What is required
Without the images, print all the entries below exactly as given.

Input rows
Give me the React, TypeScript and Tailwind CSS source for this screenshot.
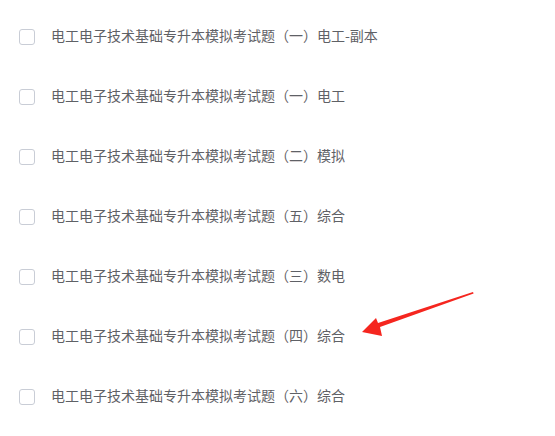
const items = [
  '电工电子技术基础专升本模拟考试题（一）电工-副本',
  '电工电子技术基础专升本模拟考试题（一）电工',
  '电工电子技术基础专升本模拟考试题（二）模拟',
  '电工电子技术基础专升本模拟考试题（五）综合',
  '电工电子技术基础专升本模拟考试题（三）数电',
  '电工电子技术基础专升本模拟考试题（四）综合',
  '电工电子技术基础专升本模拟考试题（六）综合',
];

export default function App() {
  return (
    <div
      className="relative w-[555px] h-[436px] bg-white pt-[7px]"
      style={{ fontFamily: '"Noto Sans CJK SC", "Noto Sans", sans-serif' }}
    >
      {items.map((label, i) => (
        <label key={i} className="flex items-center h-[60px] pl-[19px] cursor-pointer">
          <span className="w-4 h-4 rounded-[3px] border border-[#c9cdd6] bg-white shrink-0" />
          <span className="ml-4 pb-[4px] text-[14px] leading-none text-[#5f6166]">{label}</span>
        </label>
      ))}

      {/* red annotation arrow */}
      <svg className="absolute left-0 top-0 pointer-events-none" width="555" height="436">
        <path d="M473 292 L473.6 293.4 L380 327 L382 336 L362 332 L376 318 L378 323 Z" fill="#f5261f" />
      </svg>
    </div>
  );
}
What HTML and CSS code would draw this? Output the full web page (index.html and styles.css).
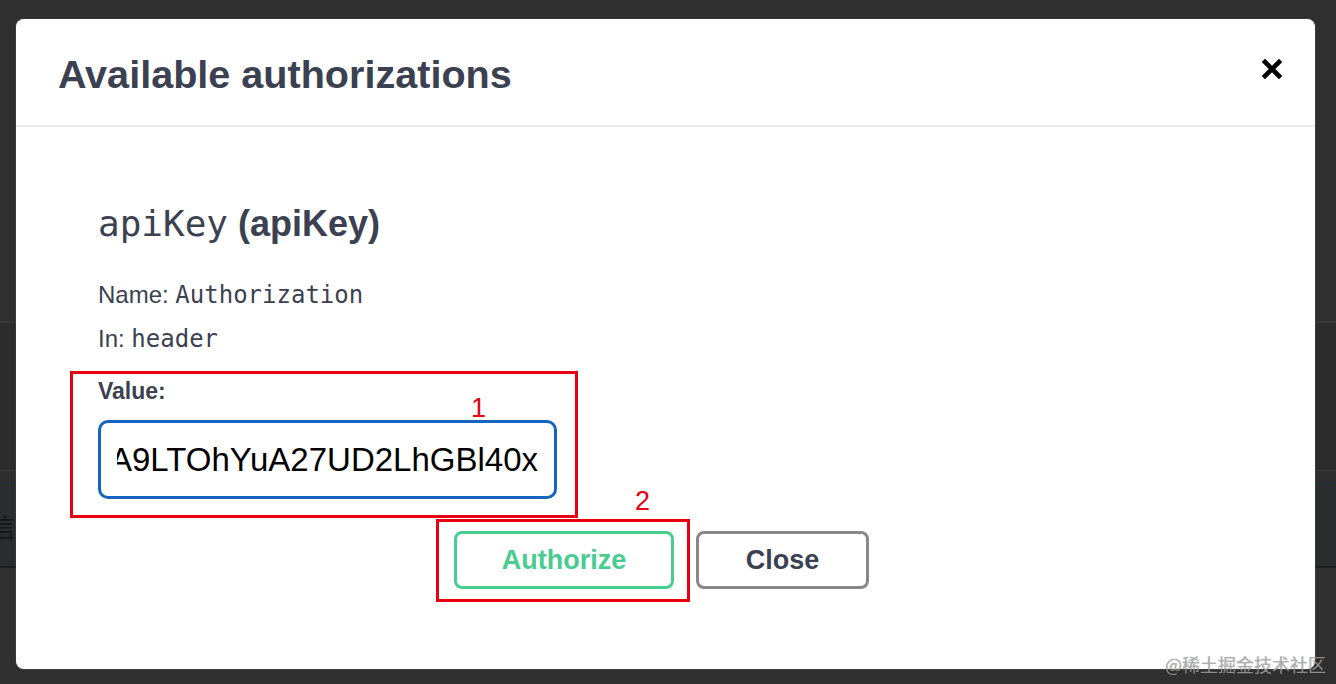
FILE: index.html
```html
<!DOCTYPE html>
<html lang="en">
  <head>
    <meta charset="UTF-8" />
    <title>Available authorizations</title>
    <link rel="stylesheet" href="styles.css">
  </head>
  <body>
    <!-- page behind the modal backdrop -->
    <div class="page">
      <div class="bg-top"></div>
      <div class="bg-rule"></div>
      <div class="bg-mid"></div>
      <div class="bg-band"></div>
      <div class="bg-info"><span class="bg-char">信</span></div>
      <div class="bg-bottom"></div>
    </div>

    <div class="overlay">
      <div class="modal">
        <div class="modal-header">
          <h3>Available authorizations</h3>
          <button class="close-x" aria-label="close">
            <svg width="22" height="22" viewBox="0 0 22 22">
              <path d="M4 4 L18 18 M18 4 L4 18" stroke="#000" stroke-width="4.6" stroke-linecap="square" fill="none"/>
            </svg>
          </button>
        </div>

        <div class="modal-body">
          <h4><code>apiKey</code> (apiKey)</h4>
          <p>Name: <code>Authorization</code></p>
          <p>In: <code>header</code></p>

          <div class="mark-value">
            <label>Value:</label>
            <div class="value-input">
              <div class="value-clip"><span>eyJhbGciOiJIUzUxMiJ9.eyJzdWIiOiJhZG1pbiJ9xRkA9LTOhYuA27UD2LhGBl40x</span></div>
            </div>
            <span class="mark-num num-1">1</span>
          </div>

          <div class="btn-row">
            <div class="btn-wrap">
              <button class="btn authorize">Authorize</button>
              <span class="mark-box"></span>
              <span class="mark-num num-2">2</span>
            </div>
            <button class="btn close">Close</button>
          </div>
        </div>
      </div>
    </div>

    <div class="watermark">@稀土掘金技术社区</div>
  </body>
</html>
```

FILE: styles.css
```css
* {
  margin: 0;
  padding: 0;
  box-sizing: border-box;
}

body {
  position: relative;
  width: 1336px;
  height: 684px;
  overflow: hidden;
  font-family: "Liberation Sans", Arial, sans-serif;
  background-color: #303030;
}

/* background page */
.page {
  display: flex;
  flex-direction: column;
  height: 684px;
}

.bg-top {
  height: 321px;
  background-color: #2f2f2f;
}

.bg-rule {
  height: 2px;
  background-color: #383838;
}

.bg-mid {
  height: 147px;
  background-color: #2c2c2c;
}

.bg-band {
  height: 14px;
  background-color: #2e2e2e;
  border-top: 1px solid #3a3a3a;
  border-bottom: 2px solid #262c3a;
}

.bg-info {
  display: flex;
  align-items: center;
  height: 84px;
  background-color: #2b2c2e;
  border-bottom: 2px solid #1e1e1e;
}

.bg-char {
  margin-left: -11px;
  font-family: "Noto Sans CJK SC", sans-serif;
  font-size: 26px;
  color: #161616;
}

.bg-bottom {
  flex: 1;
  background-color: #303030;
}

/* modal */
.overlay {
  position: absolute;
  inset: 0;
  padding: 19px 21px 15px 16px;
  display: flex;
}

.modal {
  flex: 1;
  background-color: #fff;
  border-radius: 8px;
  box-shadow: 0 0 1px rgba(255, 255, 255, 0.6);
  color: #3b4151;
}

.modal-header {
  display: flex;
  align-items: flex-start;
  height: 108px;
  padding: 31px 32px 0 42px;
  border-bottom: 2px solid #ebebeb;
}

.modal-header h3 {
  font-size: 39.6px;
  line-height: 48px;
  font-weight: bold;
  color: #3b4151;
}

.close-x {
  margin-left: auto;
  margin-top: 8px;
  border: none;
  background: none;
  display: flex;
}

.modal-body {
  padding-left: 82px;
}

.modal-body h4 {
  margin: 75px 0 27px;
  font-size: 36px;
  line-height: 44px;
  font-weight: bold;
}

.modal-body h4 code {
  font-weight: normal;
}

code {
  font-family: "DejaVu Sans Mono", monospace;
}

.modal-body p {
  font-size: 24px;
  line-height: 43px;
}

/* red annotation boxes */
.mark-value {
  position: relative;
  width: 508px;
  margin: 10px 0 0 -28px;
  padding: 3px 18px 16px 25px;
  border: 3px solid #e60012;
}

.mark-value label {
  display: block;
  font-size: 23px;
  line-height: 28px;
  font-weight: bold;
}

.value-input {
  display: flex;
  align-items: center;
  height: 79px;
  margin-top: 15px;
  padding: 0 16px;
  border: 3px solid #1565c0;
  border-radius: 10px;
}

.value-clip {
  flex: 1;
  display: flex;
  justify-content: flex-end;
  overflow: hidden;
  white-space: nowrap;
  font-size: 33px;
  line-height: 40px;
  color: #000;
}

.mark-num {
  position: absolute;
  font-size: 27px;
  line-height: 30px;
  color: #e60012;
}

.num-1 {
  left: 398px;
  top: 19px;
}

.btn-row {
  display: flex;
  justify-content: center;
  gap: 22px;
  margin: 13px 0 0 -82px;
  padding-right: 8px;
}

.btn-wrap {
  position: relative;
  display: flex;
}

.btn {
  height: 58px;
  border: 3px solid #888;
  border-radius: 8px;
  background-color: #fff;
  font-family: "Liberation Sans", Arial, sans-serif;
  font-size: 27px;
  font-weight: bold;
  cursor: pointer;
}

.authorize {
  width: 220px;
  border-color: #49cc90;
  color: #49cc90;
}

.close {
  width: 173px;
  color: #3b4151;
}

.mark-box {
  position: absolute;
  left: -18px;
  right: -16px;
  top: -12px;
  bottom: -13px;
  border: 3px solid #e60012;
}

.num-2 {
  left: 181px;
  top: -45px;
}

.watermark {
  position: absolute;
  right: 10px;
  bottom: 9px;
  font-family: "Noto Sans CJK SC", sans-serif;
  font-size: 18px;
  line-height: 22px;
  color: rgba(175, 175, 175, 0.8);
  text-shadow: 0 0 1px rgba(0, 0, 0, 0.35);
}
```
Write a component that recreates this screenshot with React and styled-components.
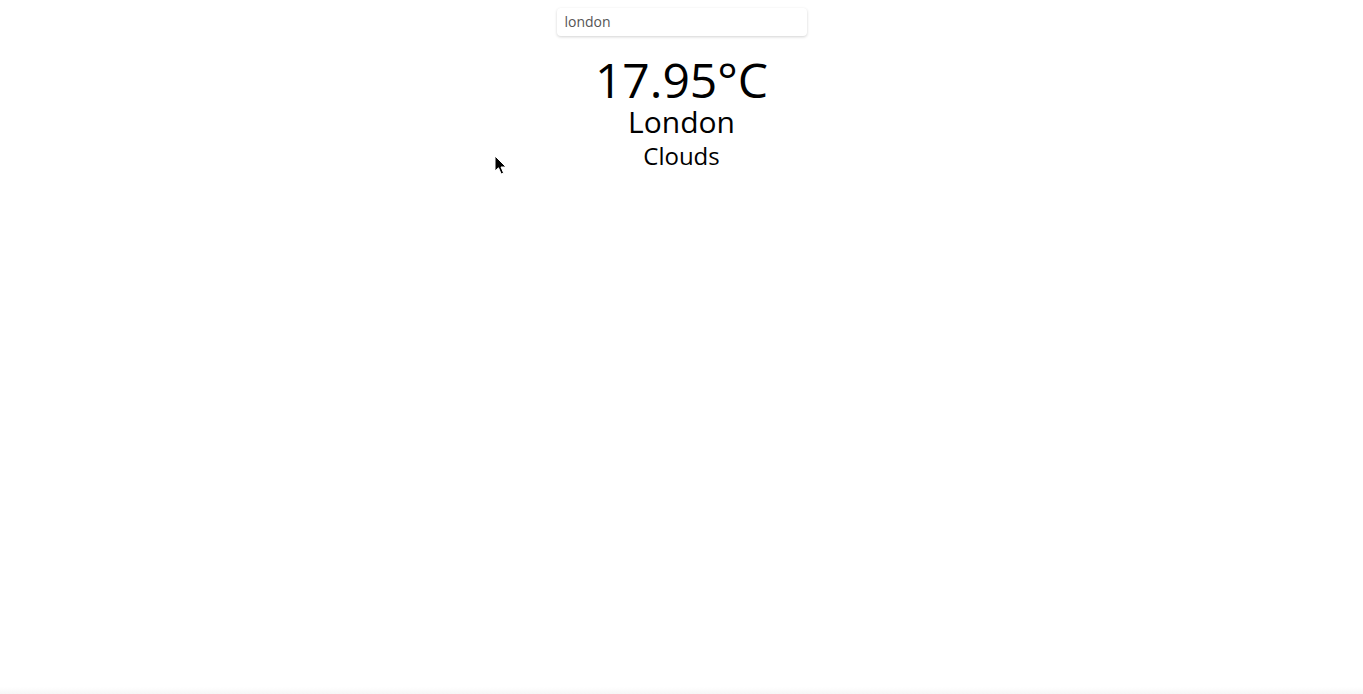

Answer to this problem
Give me the React, TypeScript and Tailwind CSS source for this screenshot.
const items = [
  '电工电子技术基础专升本模拟考试题（一）电工-副本',
  '电工电子技术基础专升本模拟考试题（一）电工',
  '电工电子技术基础专升本模拟考试题（二）模拟',
  '电工电子技术基础专升本模拟考试题（五）综合',
  '电工电子技术基础专升本模拟考试题（三）数电',
  '电工电子技术基础专升本模拟考试题（四）综合',
  '电工电子技术基础专升本模拟考试题（六）综合',
];

export default function App() {
  return (
    <div
      className="relative w-[555px] h-[436px] bg-white pt-[7px]"
      style={{ fontFamily: '"Noto Sans CJK SC", "Noto Sans", sans-serif' }}
    >
      {items.map((label, i) => (
        <label key={i} className="flex items-center h-[60px] pl-[19px] cursor-pointer">
          <span className="w-4 h-4 rounded-[3px] border border-[#c9cdd6] bg-white shrink-0" />
          <span className="ml-4 pb-[4px] text-[14px] leading-none text-[#5f6166]">{label}</span>
        </label>
      ))}

      {/* red annotation arrow */}
      <svg className="absolute left-0 top-0 pointer-events-none" width="555" height="436">
        <path d="M473 292 L473.6 293.4 L380 327 L382 336 L362 332 L376 318 L378 323 Z" fill="#f5261f" />
      </svg>
    </div>
  );
}
What HTML and CSS code would draw this? Output the full web page (index.html and styles.css).
FILE: index.html
```html
<!DOCTYPE html>
<html lang="en">
  <head>
    <meta charset="UTF-8" />
    <title>Available authorizations</title>
    <link rel="stylesheet" href="styles.css">
  </head>
  <body>
    <!-- page behind the modal backdrop -->
    <div class="page">
      <div class="bg-top"></div>
      <div class="bg-rule"></div>
      <div class="bg-mid"></div>
      <div class="bg-band"></div>
      <div class="bg-info"><span class="bg-char">信</span></div>
      <div class="bg-bottom"></div>
    </div>

    <div class="overlay">
      <div class="modal">
        <div class="modal-header">
          <h3>Available authorizations</h3>
          <button class="close-x" aria-label="close">
            <svg width="22" height="22" viewBox="0 0 22 22">
              <path d="M4 4 L18 18 M18 4 L4 18" stroke="#000" stroke-width="4.6" stroke-linecap="square" fill="none"/>
            </svg>
          </button>
        </div>

        <div class="modal-body">
          <h4><code>apiKey</code> (apiKey)</h4>
          <p>Name: <code>Authorization</code></p>
          <p>In: <code>header</code></p>

          <div class="mark-value">
            <label>Value:</label>
            <div class="value-input">
              <div class="value-clip"><span>eyJhbGciOiJIUzUxMiJ9.eyJzdWIiOiJhZG1pbiJ9xRkA9LTOhYuA27UD2LhGBl40x</span></div>
            </div>
            <span class="mark-num num-1">1</span>
          </div>

          <div class="btn-row">
            <div class="btn-wrap">
              <button class="btn authorize">Authorize</button>
              <span class="mark-box"></span>
              <span class="mark-num num-2">2</span>
            </div>
            <button class="btn close">Close</button>
          </div>
        </div>
      </div>
    </div>

    <div class="watermark">@稀土掘金技术社区</div>
  </body>
</html>
```

FILE: styles.css
```css
* {
  margin: 0;
  padding: 0;
  box-sizing: border-box;
}

body {
  position: relative;
  width: 1336px;
  height: 684px;
  overflow: hidden;
  font-family: "Liberation Sans", Arial, sans-serif;
  background-color: #303030;
}

/* background page */
.page {
  display: flex;
  flex-direction: column;
  height: 684px;
}

.bg-top {
  height: 321px;
  background-color: #2f2f2f;
}

.bg-rule {
  height: 2px;
  background-color: #383838;
}

.bg-mid {
  height: 147px;
  background-color: #2c2c2c;
}

.bg-band {
  height: 14px;
  background-color: #2e2e2e;
  border-top: 1px solid #3a3a3a;
  border-bottom: 2px solid #262c3a;
}

.bg-info {
  display: flex;
  align-items: center;
  height: 84px;
  background-color: #2b2c2e;
  border-bottom: 2px solid #1e1e1e;
}

.bg-char {
  margin-left: -11px;
  font-family: "Noto Sans CJK SC", sans-serif;
  font-size: 26px;
  color: #161616;
}

.bg-bottom {
  flex: 1;
  background-color: #303030;
}

/* modal */
.overlay {
  position: absolute;
  inset: 0;
  padding: 19px 21px 15px 16px;
  display: flex;
}

.modal {
  flex: 1;
  background-color: #fff;
  border-radius: 8px;
  box-shadow: 0 0 1px rgba(255, 255, 255, 0.6);
  color: #3b4151;
}

.modal-header {
  display: flex;
  align-items: flex-start;
  height: 108px;
  padding: 31px 32px 0 42px;
  border-bottom: 2px solid #ebebeb;
}

.modal-header h3 {
  font-size: 39.6px;
  line-height: 48px;
  font-weight: bold;
  color: #3b4151;
}

.close-x {
  margin-left: auto;
  margin-top: 8px;
  border: none;
  background: none;
  display: flex;
}

.modal-body {
  padding-left: 82px;
}

.modal-body h4 {
  margin: 75px 0 27px;
  font-size: 36px;
  line-height: 44px;
  font-weight: bold;
}

.modal-body h4 code {
  font-weight: normal;
}

code {
  font-family: "DejaVu Sans Mono", monospace;
}

.modal-body p {
  font-size: 24px;
  line-height: 43px;
}

/* red annotation boxes */
.mark-value {
  position: relative;
  width: 508px;
  margin: 10px 0 0 -28px;
  padding: 3px 18px 16px 25px;
  border: 3px solid #e60012;
}

.mark-value label {
  display: block;
  font-size: 23px;
  line-height: 28px;
  font-weight: bold;
}

.value-input {
  display: flex;
  align-items: center;
  height: 79px;
  margin-top: 15px;
  padding: 0 16px;
  border: 3px solid #1565c0;
  border-radius: 10px;
}

.value-clip {
  flex: 1;
  display: flex;
  justify-content: flex-end;
  overflow: hidden;
  white-space: nowrap;
  font-size: 33px;
  line-height: 40px;
  color: #000;
}

.mark-num {
  position: absolute;
  font-size: 27px;
  line-height: 30px;
  color: #e60012;
}

.num-1 {
  left: 398px;
  top: 19px;
}

.btn-row {
  display: flex;
  justify-content: center;
  gap: 22px;
  margin: 13px 0 0 -82px;
  padding-right: 8px;
}

.btn-wrap {
  position: relative;
  display: flex;
}

.btn {
  height: 58px;
  border: 3px solid #888;
  border-radius: 8px;
  background-color: #fff;
  font-family: "Liberation Sans", Arial, sans-serif;
  font-size: 27px;
  font-weight: bold;
  cursor: pointer;
}

.authorize {
  width: 220px;
  border-color: #49cc90;
  color: #49cc90;
}

.close {
  width: 173px;
  color: #3b4151;
}

.mark-box {
  position: absolute;
  left: -18px;
  right: -16px;
  top: -12px;
  bottom: -13px;
  border: 3px solid #e60012;
}

.num-2 {
  left: 181px;
  top: -45px;
}

.watermark {
  position: absolute;
  right: 10px;
  bottom: 9px;
  font-family: "Noto Sans CJK SC", sans-serif;
  font-size: 18px;
  line-height: 22px;
  color: rgba(175, 175, 175, 0.8);
  text-shadow: 0 0 1px rgba(0, 0, 0, 0.35);
}
```
Write a component that recreates this screenshot with React and styled-components.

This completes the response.